Another area for which the DWP has faced criticism is the rising rate of successful appeals against decisions about Employment Support Allowance and Personal Independence Payments – from July to September 2017, 67% of appeals against ESA decisions and 68% of appeals against PIP decisions were upheld. But in response to these criticisms, Devereux points out that in upholding an appeal, judges are not necessarily saying that DWP staff made the wrong decision because judges will assess a case based on the most up-to-date information, which may include information not given to benefits staff. “I don’t think you should read the levels of appeal success as being necessarily some indication of the competence of what we’re doing,” he says.

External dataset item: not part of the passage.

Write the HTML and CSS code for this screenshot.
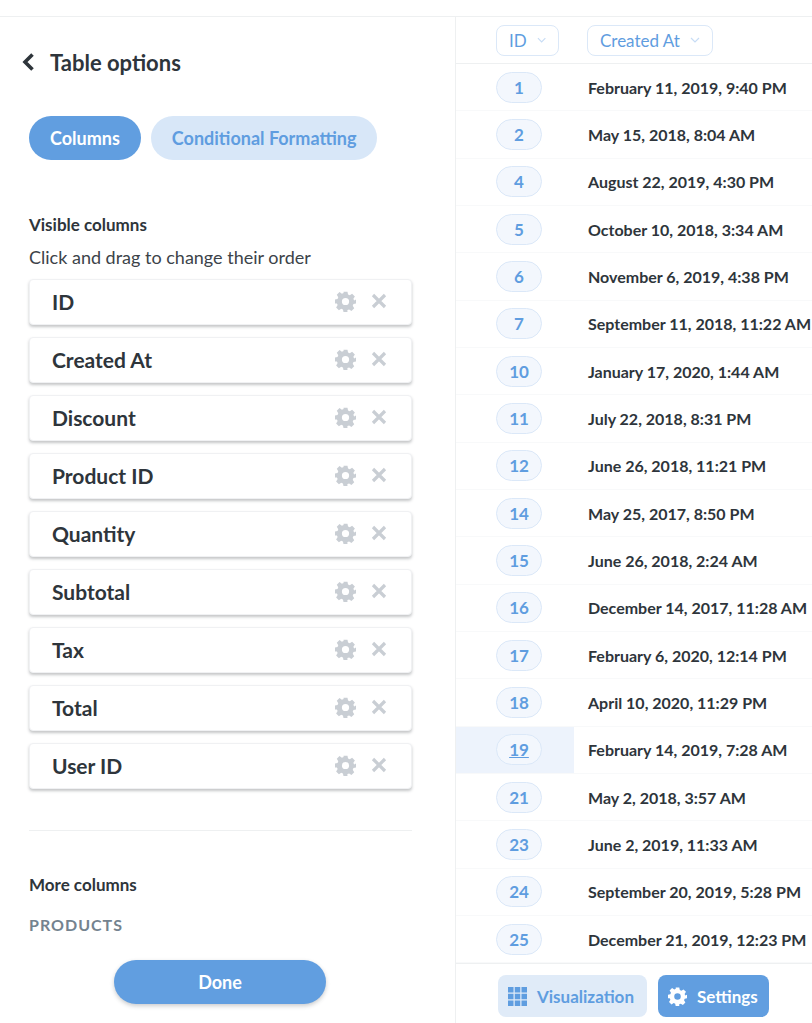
FILE: index.html
```html
<!DOCTYPE html>
<html lang="en">
<head>
<meta charset="utf-8">
<title>Table options</title>
<link rel="stylesheet" href="styles.css">
</head>
<body>
<svg class="defs" width="0" height="0" aria-hidden="true">
  <defs>
    <symbol id="gear" viewBox="0 0 32 32">
      <path fill-rule="evenodd" d="M13 1h6l.9 4.2 2.6 1.1 3.6-2.3 4.2 4.2-2.3 3.6 1.1 2.6L32.300 13v6l-4.200.9-1.100 2.600 2.300 3.600-4.200 4.200-3.600-2.300-2.600 1.100L19 32.300h-6l-.9-4.200-2.600-1.100-3.600 2.300-4.200-4.200 2.300-3.600-1.100-2.600L-.3 19v-6l4.200-.9 1.100-2.600-2.300-3.600 4.200-4.200 3.600 2.300 2.600-1.100zM16 10.500a5.500 5.500 0 1 0 0 11 5.500 5.500 0 0 0 0-11z"/>
    </symbol>
    <symbol id="close" viewBox="0 0 16 16">
      <path d="M2 2l12 12M14 2L2 14" fill="none" stroke="currentColor" stroke-width="3.200"/>
    </symbol>
    <symbol id="chev" viewBox="0 0 10 6">
      <path d="M1 1l4 4 4-4" fill="none" stroke="currentColor" stroke-width="1.200"/>
    </symbol>
  </defs>
</svg>
<div class="page">
  <aside class="side">
    <div class="title-row">
      <svg class="back" viewBox="0 0 14 20"><path d="M11.500 2.500L4 10l7.500 7.500" fill="none" stroke="currentColor" stroke-width="3.600"/></svg>
      <h1 class="title">Table options</h1>
    </div>
    <div class="tabs">
      <button class="tab tab-on">Columns</button>
      <button class="tab tab-off">Conditional Formatting</button>
    </div>
    <h2 class="sec-head">Visible columns</h2>
    <p class="hint">Click and drag to change their order</p>
    <ul class="cols">
      <li class="col"><span class="col-name">ID</span><svg class="ic-gear"><use href="#gear"/></svg><svg class="ic-x"><use href="#close"/></svg></li>
      <li class="col"><span class="col-name">Created At</span><svg class="ic-gear"><use href="#gear"/></svg><svg class="ic-x"><use href="#close"/></svg></li>
      <li class="col"><span class="col-name">Discount</span><svg class="ic-gear"><use href="#gear"/></svg><svg class="ic-x"><use href="#close"/></svg></li>
      <li class="col"><span class="col-name">Product ID</span><svg class="ic-gear"><use href="#gear"/></svg><svg class="ic-x"><use href="#close"/></svg></li>
      <li class="col"><span class="col-name">Quantity</span><svg class="ic-gear"><use href="#gear"/></svg><svg class="ic-x"><use href="#close"/></svg></li>
      <li class="col"><span class="col-name">Subtotal</span><svg class="ic-gear"><use href="#gear"/></svg><svg class="ic-x"><use href="#close"/></svg></li>
      <li class="col"><span class="col-name">Tax</span><svg class="ic-gear"><use href="#gear"/></svg><svg class="ic-x"><use href="#close"/></svg></li>
      <li class="col"><span class="col-name">Total</span><svg class="ic-gear"><use href="#gear"/></svg><svg class="ic-x"><use href="#close"/></svg></li>
      <li class="col"><span class="col-name">User ID</span><svg class="ic-gear"><use href="#gear"/></svg><svg class="ic-x"><use href="#close"/></svg></li>
    </ul>
    <hr class="rule">
    <h2 class="sec-head more">More columns</h2>
    <div class="group">PRODUCTS</div>
    <button class="done">Done</button>
  </aside>
  <main class="data">
    <div class="thead">
      <div class="c-id"><span class="th th-id">ID<svg class="chev"><use href="#chev"/></svg></span></div>
      <div class="c-date"><span class="th">Created At<svg class="chev"><use href="#chev"/></svg></span></div>
    </div>
    <div class="tbody">
      <div class="tr"><div class="c-id"><span class="pill">1</span></div><div class="c-date">February 11, 2019, 9:40 PM</div></div>
      <div class="tr"><div class="c-id"><span class="pill">2</span></div><div class="c-date">May 15, 2018, 8:04 AM</div></div>
      <div class="tr"><div class="c-id"><span class="pill">4</span></div><div class="c-date">August 22, 2019, 4:30 PM</div></div>
      <div class="tr"><div class="c-id"><span class="pill">5</span></div><div class="c-date">October 10, 2018, 3:34 AM</div></div>
      <div class="tr"><div class="c-id"><span class="pill">6</span></div><div class="c-date">November 6, 2019, 4:38 PM</div></div>
      <div class="tr"><div class="c-id"><span class="pill">7</span></div><div class="c-date">September 11, 2018, 11:22 AM</div></div>
      <div class="tr"><div class="c-id"><span class="pill">10</span></div><div class="c-date">January 17, 2020, 1:44 AM</div></div>
      <div class="tr"><div class="c-id"><span class="pill">11</span></div><div class="c-date">July 22, 2018, 8:31 PM</div></div>
      <div class="tr"><div class="c-id"><span class="pill">12</span></div><div class="c-date">June 26, 2018, 11:21 PM</div></div>
      <div class="tr"><div class="c-id"><span class="pill">14</span></div><div class="c-date">May 25, 2017, 8:50 PM</div></div>
      <div class="tr"><div class="c-id"><span class="pill">15</span></div><div class="c-date">June 26, 2018, 2:24 AM</div></div>
      <div class="tr"><div class="c-id"><span class="pill">16</span></div><div class="c-date">December 14, 2017, 11:28 AM</div></div>
      <div class="tr"><div class="c-id"><span class="pill">17</span></div><div class="c-date">February 6, 2020, 12:14 PM</div></div>
      <div class="tr"><div class="c-id"><span class="pill">18</span></div><div class="c-date">April 10, 2020, 11:29 PM</div></div>
      <div class="tr"><div class="c-id c-hover"><span class="pill pill-hover">19</span></div><div class="c-date">February 14, 2019, 7:28 AM</div></div>
      <div class="tr"><div class="c-id"><span class="pill">21</span></div><div class="c-date">May 2, 2018, 3:57 AM</div></div>
      <div class="tr"><div class="c-id"><span class="pill">23</span></div><div class="c-date">June 2, 2019, 11:33 AM</div></div>
      <div class="tr"><div class="c-id"><span class="pill">24</span></div><div class="c-date">September 20, 2019, 5:28 PM</div></div>
      <div class="tr"><div class="c-id"><span class="pill">25</span></div><div class="c-date">December 21, 2019, 12:23 PM</div></div>
    </div>
    <div class="foot">
      <button class="fbtn fbtn-viz">
        <svg class="ic-grid" viewBox="0 0 19 19"><path d="M0 0h5.500v5.500H0zM6.750 0h5.500v5.500h-5.500zM13.500 0H19v5.500h-5.500zM0 6.750h5.500v5.500H0zM6.750 6.750h5.500v5.500h-5.500zM13.500 6.750H19v5.500h-5.500zM0 13.500h5.500V19H0zM6.750 13.500h5.500V19h-5.500zM13.500 13.500H19V19h-5.500z"/></svg>
        Visualization
      </button>
      <button class="fbtn fbtn-set"><svg class="ic-set"><use href="#gear"/></svg>Settings</button>
    </div>
  </main>
</div>
</body>
</html>
```

FILE: styles.css
```css
* { box-sizing: border-box; }
html, body { margin: 0; padding: 0; }
body {
  background: #fff;
  font-family: Lato, "Liberation Sans", sans-serif;
  color: #2e353b;
  overflow: hidden;
}
.defs { position: absolute; }
button { font-family: inherit; border: 0; cursor: pointer; }
.page {
  display: flex;
  height: 1023px;
  margin-top: 16px;
  border-top: 1px solid #eef0f1;
}
.side {
  width: 456px;
  flex: none;
  border-right: 1px solid #eef0f1;
  padding: 0 43px 0 29px;
  height: 1006px;
}
.title-row {
  display: flex;
  align-items: center;
  height: 26px;
  margin-top: 32px;
  margin-left: -8px;
}
.back { width: 14px; height: 20px; color: #2e353b; margin-right: 15px; }
.title { margin: 0; font-size: 22px; font-weight: 700; color: #2e353b; }
.tabs { display: flex; gap: 10px; margin-top: 41px; }
.tab {
  height: 44px;
  border-radius: 22px;
  font-size: 18px;
  font-weight: 700;
  padding: 0 21px;
}
.tab-on { background: #619ee0; color: #fff; }
.tab-off { background: #d8e7f8; color: #5f9de0; }
.sec-head { margin: 0; font-size: 17px; font-weight: 700; line-height: 22px; color: #2e353b; }
.tabs + .sec-head { margin-top: 54px; }
.hint { margin: 10px 0 0; font-size: 18px; line-height: 22px; color: #3c4349; }
.cols { list-style: none; margin: 11px 0 0; padding: 0; display: flex; flex-direction: column; gap: 12px; }
.col {
  display: flex;
  align-items: center;
  height: 46px;
  padding: 0 24px 2px 22px;
  background: #fff;
  border: 1px solid #f0f1f3;
  border-radius: 4px;
  box-shadow: 0 2px 3px rgba(46, 53, 59, .28);
}
.col-name { flex: 1; font-size: 21px; font-weight: 700; color: #2e353b; }
.ic-gear { width: 21px; height: 21px; fill: #c9ced4; }
.ic-x { width: 16px; height: 16px; color: #c9ced4; margin-left: 15px; }
.rule { border: 0; border-top: 1px solid #eef0f1; margin: 41px 0 0; }
.more { margin-top: 43px; }
.group { margin-top: 19px; font-size: 16px; font-weight: 700; letter-spacing: 1px; line-height: 20px; color: #74838f; }
.done {
  display: block;
  width: 212px;
  height: 44px;
  margin: 25px 0 0 85px;
  border-radius: 22px;
  background: #619ee0;
  color: #fff;
  font-size: 18px;
  font-weight: 700;
  box-shadow: 0 2px 4px rgba(46, 53, 59, .25);
}
.data { flex: 1; min-width: 0; height: 1006px; display: flex; flex-direction: column; }
.thead, .tr { display: flex; }
.thead { height: 47px; align-items: center; border-bottom: 1px solid #eef0f1; }
.c-id { width: 118px; flex: none; padding-left: 40px; }
.c-date { flex: none; white-space: nowrap; font-size: 16px; font-weight: 700; padding-left: 14px; color: #2e353b; }
.thead .c-date { padding-left: 13px; }
.th {
  display: inline-flex;
  align-items: center;
  height: 31px;
  padding: 0 12px;
  border: 1px solid #dbe8f8;
  border-radius: 8px;
  font-size: 17px;
  font-weight: 400;
  color: #5f9de0;
}
.th-id { width: 63px; }
.chev { width: 10px; height: 6px; margin-left: 10px; color: #c7dcf5; }
.tbody { flex: 1; min-height: 0; overflow: hidden; }
.tr { height: 47.33px; align-items: center; border-bottom: 1px solid #f8f9fa; }
.tr .c-id { height: 100%; display: flex; align-items: center; }
.c-hover { background: #edf3fc; }
.pill {
  display: block;
  width: 46px;
  height: 31px;
  line-height: 29px;
  text-align: center;
  border: 1px solid #dbe8f8;
  border-radius: 16px;
  background: #f3f7fd;
  color: #5f9de0;
  font-size: 17px;
  font-weight: 700;
}
.pill-hover { text-decoration: underline; }
.foot {
  height: 60px;
  flex: none;
  display: flex;
  gap: 11px;
  align-items: flex-start;
  padding: 11px 0 0 42px;
  border-top: 1px solid #eef0f1;
}
.fbtn {
  display: flex;
  align-items: center;
  height: 42px;
  border-radius: 8px;
  font-size: 17px;
  font-weight: 700;
  white-space: nowrap;
}
.fbtn-viz { width: 149px; padding: 0 0 0 10px; background: #e0ebf8; color: #5f9de0; }
.fbtn-set { width: 111px; padding: 0 0 0 10px; background: #619ee0; color: #fff; }
.ic-grid { width: 19px; height: 19px; fill: #5f9de0; margin-right: 10px; }
.ic-set { width: 19px; height: 19px; fill: #fff; margin-right: 10px; }
```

“This is a tricky process – I would love it to be the case that everybody had all the right information to start with and if we have not made it easy for people to [provide information] then we need to improve.”

He adds that although the percentage of successful appeals may be high, the number of cases going to appeal is small compared to the “millions and millions” of decisions his staff make everyday.  “That there is a system of redress which, with new information sometimes changes [decisions], well that’s right – how else would you like it to be?”